If you have children in tow, Broadway shows may be too expensive, too long, and not geared to their ages. That's where the New Victory Theater comes in. All shows are meant for kids and their families, running times tend to be on the short side, and the top price is $30. Best of all, productions are generally first-rate. Kids will also have a blast at the American Museum of the Moving Image, in Astoria, Queens. Despite the fancy name, this is a fun place for all ages. There are interactive exhibits, screenings, and a collection of costumes and props that includes the chariot from Ben-Hur.

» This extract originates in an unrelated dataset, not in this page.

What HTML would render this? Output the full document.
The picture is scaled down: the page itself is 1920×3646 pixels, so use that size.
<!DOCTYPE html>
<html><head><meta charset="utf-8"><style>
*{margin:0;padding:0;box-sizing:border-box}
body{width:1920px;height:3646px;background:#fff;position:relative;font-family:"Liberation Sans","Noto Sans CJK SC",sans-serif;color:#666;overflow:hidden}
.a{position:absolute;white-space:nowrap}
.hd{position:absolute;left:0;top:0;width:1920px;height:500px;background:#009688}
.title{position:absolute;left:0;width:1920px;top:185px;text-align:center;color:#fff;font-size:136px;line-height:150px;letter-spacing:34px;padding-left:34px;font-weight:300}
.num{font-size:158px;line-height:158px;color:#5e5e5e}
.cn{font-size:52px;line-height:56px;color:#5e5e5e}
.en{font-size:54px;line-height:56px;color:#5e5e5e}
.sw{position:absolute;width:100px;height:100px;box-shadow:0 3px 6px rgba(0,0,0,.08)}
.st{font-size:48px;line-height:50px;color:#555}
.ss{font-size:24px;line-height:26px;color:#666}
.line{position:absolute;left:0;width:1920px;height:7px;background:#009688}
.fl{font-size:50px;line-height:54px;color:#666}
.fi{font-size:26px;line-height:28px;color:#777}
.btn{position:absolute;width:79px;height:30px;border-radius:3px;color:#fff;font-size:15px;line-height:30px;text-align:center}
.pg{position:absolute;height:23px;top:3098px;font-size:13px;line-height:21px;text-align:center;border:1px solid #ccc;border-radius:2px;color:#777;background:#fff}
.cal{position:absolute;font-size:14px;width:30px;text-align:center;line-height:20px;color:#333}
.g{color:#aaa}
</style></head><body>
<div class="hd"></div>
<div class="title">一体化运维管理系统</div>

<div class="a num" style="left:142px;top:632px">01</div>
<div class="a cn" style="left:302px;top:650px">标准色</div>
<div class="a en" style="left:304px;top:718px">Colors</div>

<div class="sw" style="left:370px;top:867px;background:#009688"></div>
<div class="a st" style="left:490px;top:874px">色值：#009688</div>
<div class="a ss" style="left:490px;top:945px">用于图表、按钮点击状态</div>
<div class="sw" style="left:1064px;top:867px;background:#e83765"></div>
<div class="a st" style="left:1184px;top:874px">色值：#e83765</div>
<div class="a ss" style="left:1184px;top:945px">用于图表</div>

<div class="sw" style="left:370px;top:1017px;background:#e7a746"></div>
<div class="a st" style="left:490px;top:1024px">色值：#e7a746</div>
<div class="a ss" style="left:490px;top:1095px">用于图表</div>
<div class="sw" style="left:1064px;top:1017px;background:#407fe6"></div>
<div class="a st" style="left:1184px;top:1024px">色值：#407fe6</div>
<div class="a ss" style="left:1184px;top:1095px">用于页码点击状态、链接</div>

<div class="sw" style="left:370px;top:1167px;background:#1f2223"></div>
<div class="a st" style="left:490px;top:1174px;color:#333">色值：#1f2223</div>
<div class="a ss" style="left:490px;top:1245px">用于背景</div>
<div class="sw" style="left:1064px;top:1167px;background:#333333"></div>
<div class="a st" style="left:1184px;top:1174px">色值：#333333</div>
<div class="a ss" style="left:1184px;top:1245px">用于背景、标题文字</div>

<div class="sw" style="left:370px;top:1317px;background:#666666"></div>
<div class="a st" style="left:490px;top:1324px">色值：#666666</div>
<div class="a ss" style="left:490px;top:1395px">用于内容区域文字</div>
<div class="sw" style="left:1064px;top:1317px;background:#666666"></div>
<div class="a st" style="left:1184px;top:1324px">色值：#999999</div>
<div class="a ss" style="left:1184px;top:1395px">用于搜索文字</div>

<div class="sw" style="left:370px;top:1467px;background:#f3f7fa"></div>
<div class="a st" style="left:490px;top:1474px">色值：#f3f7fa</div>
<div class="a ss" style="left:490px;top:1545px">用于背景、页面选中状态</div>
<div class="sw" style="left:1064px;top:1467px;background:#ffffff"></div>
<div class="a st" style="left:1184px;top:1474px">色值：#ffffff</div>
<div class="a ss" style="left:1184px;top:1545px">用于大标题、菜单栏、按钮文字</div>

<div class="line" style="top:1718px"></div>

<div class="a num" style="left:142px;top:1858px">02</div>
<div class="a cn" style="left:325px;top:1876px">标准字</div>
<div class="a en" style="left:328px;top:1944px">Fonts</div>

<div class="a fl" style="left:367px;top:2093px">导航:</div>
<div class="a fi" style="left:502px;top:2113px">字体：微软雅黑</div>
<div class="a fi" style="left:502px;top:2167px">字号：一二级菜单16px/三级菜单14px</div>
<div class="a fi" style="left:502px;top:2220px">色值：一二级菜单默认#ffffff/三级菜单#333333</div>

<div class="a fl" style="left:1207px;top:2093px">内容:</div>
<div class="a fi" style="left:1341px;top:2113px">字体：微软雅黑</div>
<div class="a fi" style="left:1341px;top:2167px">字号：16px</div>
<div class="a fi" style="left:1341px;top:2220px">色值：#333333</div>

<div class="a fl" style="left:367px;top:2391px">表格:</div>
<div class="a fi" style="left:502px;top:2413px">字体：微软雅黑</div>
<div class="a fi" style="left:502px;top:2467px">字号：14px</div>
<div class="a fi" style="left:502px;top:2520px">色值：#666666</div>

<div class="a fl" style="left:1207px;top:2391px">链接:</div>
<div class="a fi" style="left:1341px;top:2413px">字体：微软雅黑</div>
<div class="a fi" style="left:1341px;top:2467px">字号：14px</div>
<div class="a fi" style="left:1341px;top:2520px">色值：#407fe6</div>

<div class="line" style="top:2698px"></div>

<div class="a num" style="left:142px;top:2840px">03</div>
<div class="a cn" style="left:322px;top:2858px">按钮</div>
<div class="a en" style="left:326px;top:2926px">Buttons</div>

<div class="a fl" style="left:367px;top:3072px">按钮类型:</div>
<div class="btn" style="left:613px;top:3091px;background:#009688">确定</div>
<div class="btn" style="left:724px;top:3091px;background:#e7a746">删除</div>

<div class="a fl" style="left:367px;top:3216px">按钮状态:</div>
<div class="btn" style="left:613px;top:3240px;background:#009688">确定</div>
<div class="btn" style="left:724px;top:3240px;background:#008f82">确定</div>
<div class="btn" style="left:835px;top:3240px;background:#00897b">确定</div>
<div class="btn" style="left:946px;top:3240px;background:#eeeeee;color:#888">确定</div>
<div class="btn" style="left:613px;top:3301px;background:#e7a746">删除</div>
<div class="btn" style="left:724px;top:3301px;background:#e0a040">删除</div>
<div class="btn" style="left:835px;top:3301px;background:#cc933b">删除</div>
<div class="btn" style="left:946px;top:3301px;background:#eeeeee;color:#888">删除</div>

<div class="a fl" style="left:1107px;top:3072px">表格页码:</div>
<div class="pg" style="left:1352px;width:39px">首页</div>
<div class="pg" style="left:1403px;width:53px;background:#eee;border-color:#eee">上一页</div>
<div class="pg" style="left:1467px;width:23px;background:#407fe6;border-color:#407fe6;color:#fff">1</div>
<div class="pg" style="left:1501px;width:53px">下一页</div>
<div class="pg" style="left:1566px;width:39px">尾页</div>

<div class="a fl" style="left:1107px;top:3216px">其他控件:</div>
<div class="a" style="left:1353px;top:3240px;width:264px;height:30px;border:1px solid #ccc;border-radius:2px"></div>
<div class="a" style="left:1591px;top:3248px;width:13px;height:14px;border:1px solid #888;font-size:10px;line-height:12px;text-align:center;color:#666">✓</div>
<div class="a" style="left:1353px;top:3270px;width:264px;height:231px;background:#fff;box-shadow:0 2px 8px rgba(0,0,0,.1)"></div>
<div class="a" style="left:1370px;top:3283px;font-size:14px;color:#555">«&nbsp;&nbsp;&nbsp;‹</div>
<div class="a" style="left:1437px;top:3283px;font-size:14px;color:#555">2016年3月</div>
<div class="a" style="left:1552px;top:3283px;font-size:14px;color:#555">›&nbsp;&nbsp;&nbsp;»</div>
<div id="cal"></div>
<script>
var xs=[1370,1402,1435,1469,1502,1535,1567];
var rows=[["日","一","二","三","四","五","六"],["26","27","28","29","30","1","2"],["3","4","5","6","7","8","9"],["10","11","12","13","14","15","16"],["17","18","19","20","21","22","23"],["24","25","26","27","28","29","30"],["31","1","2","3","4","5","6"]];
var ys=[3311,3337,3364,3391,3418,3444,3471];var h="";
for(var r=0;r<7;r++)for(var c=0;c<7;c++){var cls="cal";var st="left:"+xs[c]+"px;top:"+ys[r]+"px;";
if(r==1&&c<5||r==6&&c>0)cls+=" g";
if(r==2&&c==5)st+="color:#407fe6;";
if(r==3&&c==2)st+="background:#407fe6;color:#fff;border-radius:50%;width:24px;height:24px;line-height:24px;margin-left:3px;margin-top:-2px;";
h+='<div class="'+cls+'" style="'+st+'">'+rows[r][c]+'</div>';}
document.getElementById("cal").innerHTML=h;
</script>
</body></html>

Central Park, which turned 150 in 2003, has never been more beautiful, and it maintains its considerable charms in all seasons. But the big news comes from the string of parks that have sprouted up along the Hudson River in the past few years. They start at the southern tip of Manhattan with Wagner Park--from which you can admire the Statue of Liberty and Ellis Island--and continue northward, jutting occasionally onto reclaimed piers. It's still a work in progress, but eventually the parks will extend all the way to Riverside Park on the Upper West Side. Walking along the Hudson, you'll see people of all shapes, sizes, and colors enjoying the city we've all come to appreciate ever more ardently.
Going to Ground Zero, where the World Trade Center towers stood, is a pilgrimage for many visitors. The rebuilding is now under way and visible from the viewing area, but also be sure to stop into St. Paul's Chapel--miraculously unharmed in the tragedy--directly across from the WTC site. In the weeks following the disaster, rescue workers and cleanup squads found refuge at the chapel. A permanent exhibit recounts those days.
A stroll away, in Battery Park City, is the Skyscraper Museum . It's a fascinating exhibit, irresistible to anyone who loves cities. Even if we all know that no city can possibly compare with this one.